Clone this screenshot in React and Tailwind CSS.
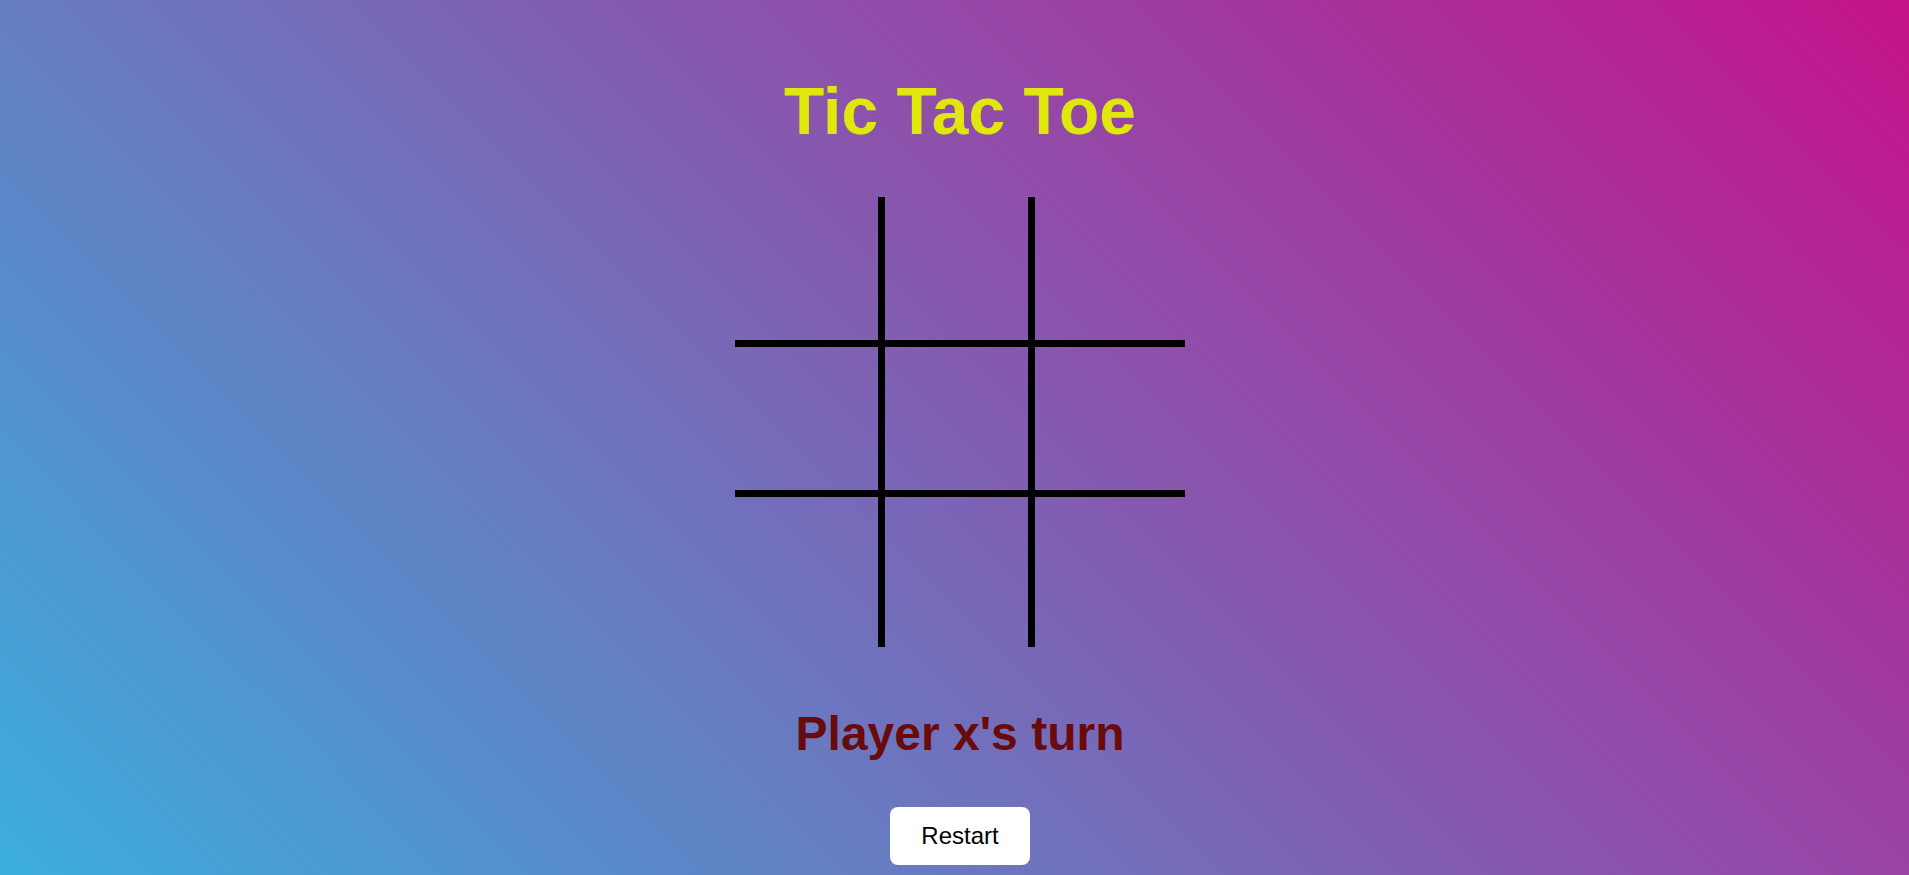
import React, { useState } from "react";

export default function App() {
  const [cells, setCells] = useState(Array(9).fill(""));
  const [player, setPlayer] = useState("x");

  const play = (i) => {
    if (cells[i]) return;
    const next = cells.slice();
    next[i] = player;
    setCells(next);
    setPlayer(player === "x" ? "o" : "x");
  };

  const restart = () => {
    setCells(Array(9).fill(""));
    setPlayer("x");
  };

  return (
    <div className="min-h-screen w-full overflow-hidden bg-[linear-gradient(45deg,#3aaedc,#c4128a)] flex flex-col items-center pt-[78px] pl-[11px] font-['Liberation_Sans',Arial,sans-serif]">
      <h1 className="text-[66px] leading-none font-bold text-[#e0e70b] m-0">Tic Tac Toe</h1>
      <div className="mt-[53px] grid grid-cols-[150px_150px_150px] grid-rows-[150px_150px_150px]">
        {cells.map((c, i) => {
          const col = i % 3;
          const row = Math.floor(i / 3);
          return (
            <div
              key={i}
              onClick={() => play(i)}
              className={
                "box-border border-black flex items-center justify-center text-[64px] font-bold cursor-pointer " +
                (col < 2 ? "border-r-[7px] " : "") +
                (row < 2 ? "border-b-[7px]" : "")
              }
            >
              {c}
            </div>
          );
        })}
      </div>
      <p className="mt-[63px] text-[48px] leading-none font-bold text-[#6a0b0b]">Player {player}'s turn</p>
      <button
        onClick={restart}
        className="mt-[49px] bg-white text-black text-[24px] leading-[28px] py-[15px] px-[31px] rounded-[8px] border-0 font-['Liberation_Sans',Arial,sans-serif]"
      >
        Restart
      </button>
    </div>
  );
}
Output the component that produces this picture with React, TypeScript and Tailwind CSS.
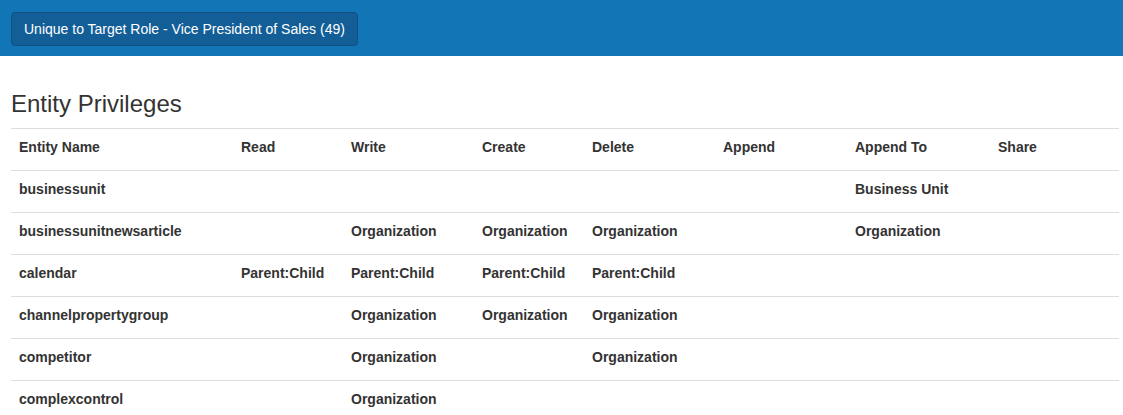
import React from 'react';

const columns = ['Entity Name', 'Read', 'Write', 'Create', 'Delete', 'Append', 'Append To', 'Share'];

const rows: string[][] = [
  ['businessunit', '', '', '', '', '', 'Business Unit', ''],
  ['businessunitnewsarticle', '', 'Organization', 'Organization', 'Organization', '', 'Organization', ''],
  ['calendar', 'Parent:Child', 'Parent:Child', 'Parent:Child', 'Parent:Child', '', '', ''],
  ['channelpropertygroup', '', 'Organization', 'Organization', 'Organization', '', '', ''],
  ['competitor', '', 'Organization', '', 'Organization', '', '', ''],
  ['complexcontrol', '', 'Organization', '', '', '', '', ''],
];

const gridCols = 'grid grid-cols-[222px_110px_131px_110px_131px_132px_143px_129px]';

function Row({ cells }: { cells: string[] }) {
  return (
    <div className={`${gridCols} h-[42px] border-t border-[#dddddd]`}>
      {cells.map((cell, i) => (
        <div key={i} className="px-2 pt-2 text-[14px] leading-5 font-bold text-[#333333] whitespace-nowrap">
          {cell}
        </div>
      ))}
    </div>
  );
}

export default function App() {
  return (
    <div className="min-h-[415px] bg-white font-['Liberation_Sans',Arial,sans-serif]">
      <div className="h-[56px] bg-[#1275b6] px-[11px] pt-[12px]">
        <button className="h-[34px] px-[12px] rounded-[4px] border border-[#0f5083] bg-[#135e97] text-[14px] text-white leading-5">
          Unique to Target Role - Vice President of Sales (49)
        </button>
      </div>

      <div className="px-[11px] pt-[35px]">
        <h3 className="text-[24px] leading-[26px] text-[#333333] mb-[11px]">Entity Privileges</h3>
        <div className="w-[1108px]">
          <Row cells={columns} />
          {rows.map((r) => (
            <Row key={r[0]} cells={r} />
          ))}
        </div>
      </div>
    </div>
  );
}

● ● ● ● ● ● ●

# STATED PROBLEM
Leave the pictures out and print the records above exactly as they stand.

# ANSWER TO THIS EXERCISE
Clone this screenshot in React and Tailwind CSS.
import React, { useState } from "react";

export default function App() {
  const [cells, setCells] = useState(Array(9).fill(""));
  const [player, setPlayer] = useState("x");

  const play = (i) => {
    if (cells[i]) return;
    const next = cells.slice();
    next[i] = player;
    setCells(next);
    setPlayer(player === "x" ? "o" : "x");
  };

  const restart = () => {
    setCells(Array(9).fill(""));
    setPlayer("x");
  };

  return (
    <div className="min-h-screen w-full overflow-hidden bg-[linear-gradient(45deg,#3aaedc,#c4128a)] flex flex-col items-center pt-[78px] pl-[11px] font-['Liberation_Sans',Arial,sans-serif]">
      <h1 className="text-[66px] leading-none font-bold text-[#e0e70b] m-0">Tic Tac Toe</h1>
      <div className="mt-[53px] grid grid-cols-[150px_150px_150px] grid-rows-[150px_150px_150px]">
        {cells.map((c, i) => {
          const col = i % 3;
          const row = Math.floor(i / 3);
          return (
            <div
              key={i}
              onClick={() => play(i)}
              className={
                "box-border border-black flex items-center justify-center text-[64px] font-bold cursor-pointer " +
                (col < 2 ? "border-r-[7px] " : "") +
                (row < 2 ? "border-b-[7px]" : "")
              }
            >
              {c}
            </div>
          );
        })}
      </div>
      <p className="mt-[63px] text-[48px] leading-none font-bold text-[#6a0b0b]">Player {player}'s turn</p>
      <button
        onClick={restart}
        className="mt-[49px] bg-white text-black text-[24px] leading-[28px] py-[15px] px-[31px] rounded-[8px] border-0 font-['Liberation_Sans',Arial,sans-serif]"
      >
        Restart
      </button>
    </div>
  );
}
Output the component that produces this picture with React, TypeScript and Tailwind CSS.
import React from 'react';

const columns = ['Entity Name', 'Read', 'Write', 'Create', 'Delete', 'Append', 'Append To', 'Share'];

const rows: string[][] = [
  ['businessunit', '', '', '', '', '', 'Business Unit', ''],
  ['businessunitnewsarticle', '', 'Organization', 'Organization', 'Organization', '', 'Organization', ''],
  ['calendar', 'Parent:Child', 'Parent:Child', 'Parent:Child', 'Parent:Child', '', '', ''],
  ['channelpropertygroup', '', 'Organization', 'Organization', 'Organization', '', '', ''],
  ['competitor', '', 'Organization', '', 'Organization', '', '', ''],
  ['complexcontrol', '', 'Organization', '', '', '', '', ''],
];

const gridCols = 'grid grid-cols-[222px_110px_131px_110px_131px_132px_143px_129px]';

function Row({ cells }: { cells: string[] }) {
  return (
    <div className={`${gridCols} h-[42px] border-t border-[#dddddd]`}>
      {cells.map((cell, i) => (
        <div key={i} className="px-2 pt-2 text-[14px] leading-5 font-bold text-[#333333] whitespace-nowrap">
          {cell}
        </div>
      ))}
    </div>
  );
}

export default function App() {
  return (
    <div className="min-h-[415px] bg-white font-['Liberation_Sans',Arial,sans-serif]">
      <div className="h-[56px] bg-[#1275b6] px-[11px] pt-[12px]">
        <button className="h-[34px] px-[12px] rounded-[4px] border border-[#0f5083] bg-[#135e97] text-[14px] text-white leading-5">
          Unique to Target Role - Vice President of Sales (49)
        </button>
      </div>

      <div className="px-[11px] pt-[35px]">
        <h3 className="text-[24px] leading-[26px] text-[#333333] mb-[11px]">Entity Privileges</h3>
        <div className="w-[1108px]">
          <Row cells={columns} />
          {rows.map((r) => (
            <Row key={r[0]} cells={r} />
          ))}
        </div>
      </div>
    </div>
  );
}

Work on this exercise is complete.